Copy out all lines with the word "components" in them.

### [TASK INPUTS]
--- START ---

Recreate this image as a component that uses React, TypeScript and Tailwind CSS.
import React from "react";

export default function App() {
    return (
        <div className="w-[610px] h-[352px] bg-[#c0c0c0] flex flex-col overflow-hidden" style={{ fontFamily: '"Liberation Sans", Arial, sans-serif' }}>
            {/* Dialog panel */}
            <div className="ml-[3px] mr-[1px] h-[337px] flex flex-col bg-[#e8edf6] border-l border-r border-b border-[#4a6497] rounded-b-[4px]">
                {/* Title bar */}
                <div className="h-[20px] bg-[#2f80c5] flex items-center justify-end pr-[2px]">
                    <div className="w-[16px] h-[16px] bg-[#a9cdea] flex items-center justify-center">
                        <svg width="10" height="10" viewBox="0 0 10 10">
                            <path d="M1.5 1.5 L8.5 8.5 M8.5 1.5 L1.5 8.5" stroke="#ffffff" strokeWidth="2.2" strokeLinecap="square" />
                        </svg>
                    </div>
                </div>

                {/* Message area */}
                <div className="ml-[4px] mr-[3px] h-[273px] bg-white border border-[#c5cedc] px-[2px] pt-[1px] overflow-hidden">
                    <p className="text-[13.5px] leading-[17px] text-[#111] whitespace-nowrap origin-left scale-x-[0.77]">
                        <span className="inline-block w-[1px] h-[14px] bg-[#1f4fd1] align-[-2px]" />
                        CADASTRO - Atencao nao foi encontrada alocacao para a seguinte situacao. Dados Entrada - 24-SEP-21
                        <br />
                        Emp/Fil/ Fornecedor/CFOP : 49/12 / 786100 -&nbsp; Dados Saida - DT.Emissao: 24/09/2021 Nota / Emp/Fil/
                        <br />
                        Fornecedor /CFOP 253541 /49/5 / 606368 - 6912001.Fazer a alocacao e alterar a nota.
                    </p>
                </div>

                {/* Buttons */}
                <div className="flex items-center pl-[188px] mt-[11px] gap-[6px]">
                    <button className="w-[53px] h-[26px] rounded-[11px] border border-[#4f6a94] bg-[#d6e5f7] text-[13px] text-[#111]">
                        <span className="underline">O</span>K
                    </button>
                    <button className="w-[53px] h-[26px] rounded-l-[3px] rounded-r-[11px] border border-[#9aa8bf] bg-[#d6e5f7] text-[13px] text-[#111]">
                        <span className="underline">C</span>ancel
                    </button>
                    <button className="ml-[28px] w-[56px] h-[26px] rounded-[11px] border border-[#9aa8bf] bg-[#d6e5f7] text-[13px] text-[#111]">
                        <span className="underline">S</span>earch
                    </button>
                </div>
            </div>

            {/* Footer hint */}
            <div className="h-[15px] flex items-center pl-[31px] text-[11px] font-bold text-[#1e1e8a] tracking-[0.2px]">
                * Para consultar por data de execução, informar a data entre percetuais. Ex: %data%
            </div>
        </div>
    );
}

--- END ---
--- START ---

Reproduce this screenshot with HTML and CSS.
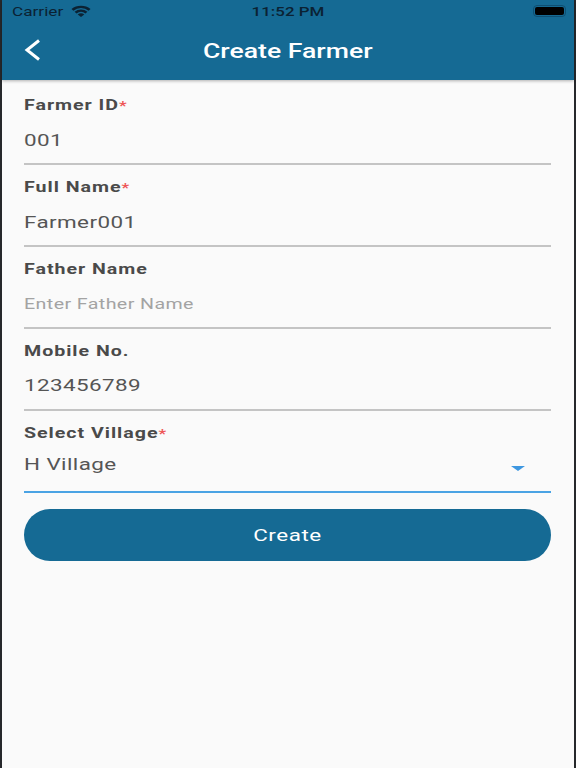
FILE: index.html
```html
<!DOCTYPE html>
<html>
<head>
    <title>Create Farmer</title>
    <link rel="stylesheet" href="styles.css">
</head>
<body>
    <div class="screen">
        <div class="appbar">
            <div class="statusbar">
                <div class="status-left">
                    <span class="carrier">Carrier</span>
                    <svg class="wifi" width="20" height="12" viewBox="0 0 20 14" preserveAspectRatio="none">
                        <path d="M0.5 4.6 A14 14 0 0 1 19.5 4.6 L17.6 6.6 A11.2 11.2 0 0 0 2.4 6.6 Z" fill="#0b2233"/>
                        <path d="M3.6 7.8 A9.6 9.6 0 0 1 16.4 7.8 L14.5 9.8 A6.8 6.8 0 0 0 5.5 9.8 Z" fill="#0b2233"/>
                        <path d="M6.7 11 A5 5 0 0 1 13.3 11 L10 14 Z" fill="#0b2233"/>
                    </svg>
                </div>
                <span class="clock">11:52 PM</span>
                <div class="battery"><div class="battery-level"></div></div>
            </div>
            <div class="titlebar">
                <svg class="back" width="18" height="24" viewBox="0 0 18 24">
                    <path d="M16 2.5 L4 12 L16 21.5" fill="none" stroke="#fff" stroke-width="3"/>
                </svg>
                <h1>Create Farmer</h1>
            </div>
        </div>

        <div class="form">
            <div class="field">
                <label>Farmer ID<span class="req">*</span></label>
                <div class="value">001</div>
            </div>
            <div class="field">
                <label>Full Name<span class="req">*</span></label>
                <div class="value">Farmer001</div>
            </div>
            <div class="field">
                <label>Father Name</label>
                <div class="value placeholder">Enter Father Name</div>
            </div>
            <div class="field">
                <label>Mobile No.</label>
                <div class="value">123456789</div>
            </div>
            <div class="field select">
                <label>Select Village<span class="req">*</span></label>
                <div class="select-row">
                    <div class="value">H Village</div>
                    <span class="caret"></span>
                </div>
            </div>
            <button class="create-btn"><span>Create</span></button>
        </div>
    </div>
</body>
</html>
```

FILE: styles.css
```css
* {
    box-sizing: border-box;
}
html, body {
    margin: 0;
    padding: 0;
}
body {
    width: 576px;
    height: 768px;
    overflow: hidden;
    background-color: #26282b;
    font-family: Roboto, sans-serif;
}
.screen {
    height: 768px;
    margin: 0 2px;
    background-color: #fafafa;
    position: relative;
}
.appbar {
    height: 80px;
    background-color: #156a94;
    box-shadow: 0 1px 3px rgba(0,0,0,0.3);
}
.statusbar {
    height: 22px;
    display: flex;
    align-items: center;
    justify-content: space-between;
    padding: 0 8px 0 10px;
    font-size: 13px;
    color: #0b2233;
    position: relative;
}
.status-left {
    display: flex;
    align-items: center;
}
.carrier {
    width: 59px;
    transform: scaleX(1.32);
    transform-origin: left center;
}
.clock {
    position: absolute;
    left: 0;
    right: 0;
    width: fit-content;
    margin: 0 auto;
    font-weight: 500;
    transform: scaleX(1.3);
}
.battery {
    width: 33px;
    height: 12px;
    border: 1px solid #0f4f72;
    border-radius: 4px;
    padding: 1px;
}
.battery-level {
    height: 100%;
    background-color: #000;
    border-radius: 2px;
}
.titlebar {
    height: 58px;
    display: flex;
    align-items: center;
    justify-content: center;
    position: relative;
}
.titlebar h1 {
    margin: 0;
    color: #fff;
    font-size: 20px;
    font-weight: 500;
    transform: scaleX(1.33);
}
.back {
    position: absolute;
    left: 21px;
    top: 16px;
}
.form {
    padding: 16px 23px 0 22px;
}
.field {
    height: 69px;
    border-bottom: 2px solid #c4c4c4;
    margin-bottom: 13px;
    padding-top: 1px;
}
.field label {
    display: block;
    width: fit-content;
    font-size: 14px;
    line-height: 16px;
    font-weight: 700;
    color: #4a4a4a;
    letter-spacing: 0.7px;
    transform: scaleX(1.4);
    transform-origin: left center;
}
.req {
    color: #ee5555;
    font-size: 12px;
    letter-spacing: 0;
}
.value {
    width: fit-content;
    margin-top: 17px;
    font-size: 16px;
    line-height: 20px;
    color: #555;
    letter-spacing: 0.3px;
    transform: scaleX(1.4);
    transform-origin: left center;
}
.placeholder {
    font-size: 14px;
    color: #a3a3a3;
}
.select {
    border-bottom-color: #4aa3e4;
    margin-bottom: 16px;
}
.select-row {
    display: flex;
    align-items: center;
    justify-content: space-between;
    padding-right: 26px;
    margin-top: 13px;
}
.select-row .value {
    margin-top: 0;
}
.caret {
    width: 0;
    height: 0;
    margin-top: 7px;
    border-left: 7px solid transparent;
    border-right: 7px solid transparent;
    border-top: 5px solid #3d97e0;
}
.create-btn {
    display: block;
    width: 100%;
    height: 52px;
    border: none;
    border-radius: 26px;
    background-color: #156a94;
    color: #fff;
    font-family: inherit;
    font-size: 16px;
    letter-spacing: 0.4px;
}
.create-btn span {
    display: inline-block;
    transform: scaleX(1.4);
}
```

--- END ---
--- START ---

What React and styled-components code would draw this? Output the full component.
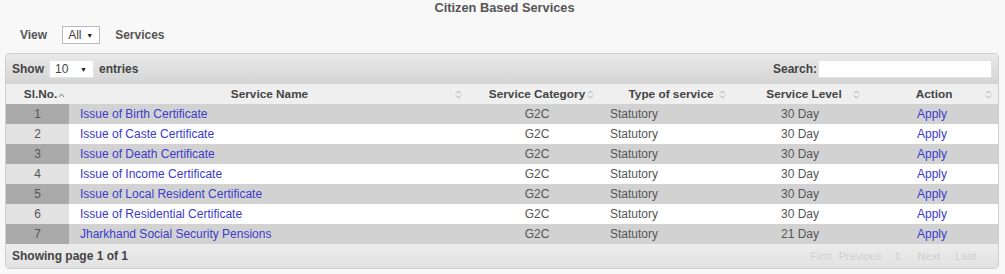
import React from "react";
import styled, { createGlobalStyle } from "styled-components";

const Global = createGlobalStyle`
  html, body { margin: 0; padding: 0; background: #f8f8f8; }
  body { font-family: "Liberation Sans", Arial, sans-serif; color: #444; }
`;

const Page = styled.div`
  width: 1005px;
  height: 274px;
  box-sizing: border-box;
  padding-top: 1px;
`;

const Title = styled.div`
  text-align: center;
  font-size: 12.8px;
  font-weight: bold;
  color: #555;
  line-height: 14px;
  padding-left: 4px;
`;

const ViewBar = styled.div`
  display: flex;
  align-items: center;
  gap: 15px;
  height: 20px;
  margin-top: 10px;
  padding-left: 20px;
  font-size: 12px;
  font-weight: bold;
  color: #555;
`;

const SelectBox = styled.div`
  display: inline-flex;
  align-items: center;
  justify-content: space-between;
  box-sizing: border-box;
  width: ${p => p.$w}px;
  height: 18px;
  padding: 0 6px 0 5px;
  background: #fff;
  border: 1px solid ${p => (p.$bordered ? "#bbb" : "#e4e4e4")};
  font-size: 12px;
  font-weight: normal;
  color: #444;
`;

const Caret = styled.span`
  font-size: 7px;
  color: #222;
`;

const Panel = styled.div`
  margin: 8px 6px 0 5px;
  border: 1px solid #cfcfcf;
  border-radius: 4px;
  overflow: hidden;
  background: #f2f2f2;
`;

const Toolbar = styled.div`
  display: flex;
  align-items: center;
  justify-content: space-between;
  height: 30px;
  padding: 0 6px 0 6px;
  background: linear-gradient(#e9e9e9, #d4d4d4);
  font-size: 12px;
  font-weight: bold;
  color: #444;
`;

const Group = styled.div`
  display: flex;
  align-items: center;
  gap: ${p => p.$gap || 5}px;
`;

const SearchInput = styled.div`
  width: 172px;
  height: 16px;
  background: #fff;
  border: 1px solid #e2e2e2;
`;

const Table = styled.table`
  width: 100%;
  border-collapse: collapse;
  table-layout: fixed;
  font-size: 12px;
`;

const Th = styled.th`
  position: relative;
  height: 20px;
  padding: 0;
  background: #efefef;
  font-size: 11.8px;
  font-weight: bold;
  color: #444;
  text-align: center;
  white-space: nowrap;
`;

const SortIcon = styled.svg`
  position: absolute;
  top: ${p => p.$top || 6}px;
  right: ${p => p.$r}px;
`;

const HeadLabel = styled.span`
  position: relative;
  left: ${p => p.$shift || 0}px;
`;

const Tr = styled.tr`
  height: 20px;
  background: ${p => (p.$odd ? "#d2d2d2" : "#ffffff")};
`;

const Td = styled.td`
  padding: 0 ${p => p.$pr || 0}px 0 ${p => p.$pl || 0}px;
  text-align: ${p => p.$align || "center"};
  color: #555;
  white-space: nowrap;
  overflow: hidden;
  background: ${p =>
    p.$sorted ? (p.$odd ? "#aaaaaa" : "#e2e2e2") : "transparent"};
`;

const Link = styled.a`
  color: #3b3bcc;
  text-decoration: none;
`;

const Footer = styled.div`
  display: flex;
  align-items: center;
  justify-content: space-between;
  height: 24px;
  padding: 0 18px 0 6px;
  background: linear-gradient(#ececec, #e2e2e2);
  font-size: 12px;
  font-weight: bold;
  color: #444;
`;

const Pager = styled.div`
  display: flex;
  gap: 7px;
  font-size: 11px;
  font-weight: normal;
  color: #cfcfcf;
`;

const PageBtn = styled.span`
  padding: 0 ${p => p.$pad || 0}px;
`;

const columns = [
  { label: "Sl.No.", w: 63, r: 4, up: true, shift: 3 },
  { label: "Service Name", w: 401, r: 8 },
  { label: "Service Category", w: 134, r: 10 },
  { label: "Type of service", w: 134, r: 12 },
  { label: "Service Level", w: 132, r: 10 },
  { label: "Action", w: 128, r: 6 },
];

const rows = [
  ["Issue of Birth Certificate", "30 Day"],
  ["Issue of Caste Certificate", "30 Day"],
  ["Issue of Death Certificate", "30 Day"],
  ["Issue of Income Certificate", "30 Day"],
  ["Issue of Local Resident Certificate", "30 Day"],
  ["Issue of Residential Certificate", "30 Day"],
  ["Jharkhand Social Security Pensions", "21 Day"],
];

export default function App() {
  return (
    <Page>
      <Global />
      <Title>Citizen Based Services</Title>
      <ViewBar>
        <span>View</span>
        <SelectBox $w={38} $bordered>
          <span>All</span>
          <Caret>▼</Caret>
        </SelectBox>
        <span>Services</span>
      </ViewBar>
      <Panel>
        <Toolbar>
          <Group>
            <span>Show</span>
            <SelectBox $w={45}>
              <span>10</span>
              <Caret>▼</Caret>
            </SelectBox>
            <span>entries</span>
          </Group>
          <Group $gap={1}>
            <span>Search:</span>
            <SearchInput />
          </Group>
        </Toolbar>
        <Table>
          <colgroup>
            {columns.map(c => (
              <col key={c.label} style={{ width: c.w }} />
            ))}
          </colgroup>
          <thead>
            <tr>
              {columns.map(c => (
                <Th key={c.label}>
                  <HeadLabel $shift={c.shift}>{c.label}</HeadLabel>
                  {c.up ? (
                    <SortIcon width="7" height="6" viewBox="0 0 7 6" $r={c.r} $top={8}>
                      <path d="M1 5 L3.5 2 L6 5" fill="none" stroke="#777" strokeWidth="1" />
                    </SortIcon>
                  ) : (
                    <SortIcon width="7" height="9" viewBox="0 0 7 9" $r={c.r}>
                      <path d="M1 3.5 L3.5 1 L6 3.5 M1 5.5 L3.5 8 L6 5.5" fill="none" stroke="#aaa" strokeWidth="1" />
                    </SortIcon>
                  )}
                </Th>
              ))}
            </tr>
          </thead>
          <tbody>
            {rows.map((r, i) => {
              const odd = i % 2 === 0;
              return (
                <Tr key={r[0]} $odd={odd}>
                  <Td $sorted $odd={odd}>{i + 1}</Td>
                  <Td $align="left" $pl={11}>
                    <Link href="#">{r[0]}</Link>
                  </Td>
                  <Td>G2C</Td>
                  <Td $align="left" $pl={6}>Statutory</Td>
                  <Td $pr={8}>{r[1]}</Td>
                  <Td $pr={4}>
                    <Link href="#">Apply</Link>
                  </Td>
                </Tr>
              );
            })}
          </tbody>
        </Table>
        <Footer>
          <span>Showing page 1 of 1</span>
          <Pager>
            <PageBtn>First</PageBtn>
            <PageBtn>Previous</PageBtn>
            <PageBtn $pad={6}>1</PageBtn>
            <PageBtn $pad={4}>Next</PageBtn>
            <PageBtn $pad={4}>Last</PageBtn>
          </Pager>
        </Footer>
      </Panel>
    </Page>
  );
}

--- END ---

### [ANSWER TO THE EXERCISE]
What React and styled-components code would draw this? Output the full component.
import styled, { createGlobalStyle } from "styled-components";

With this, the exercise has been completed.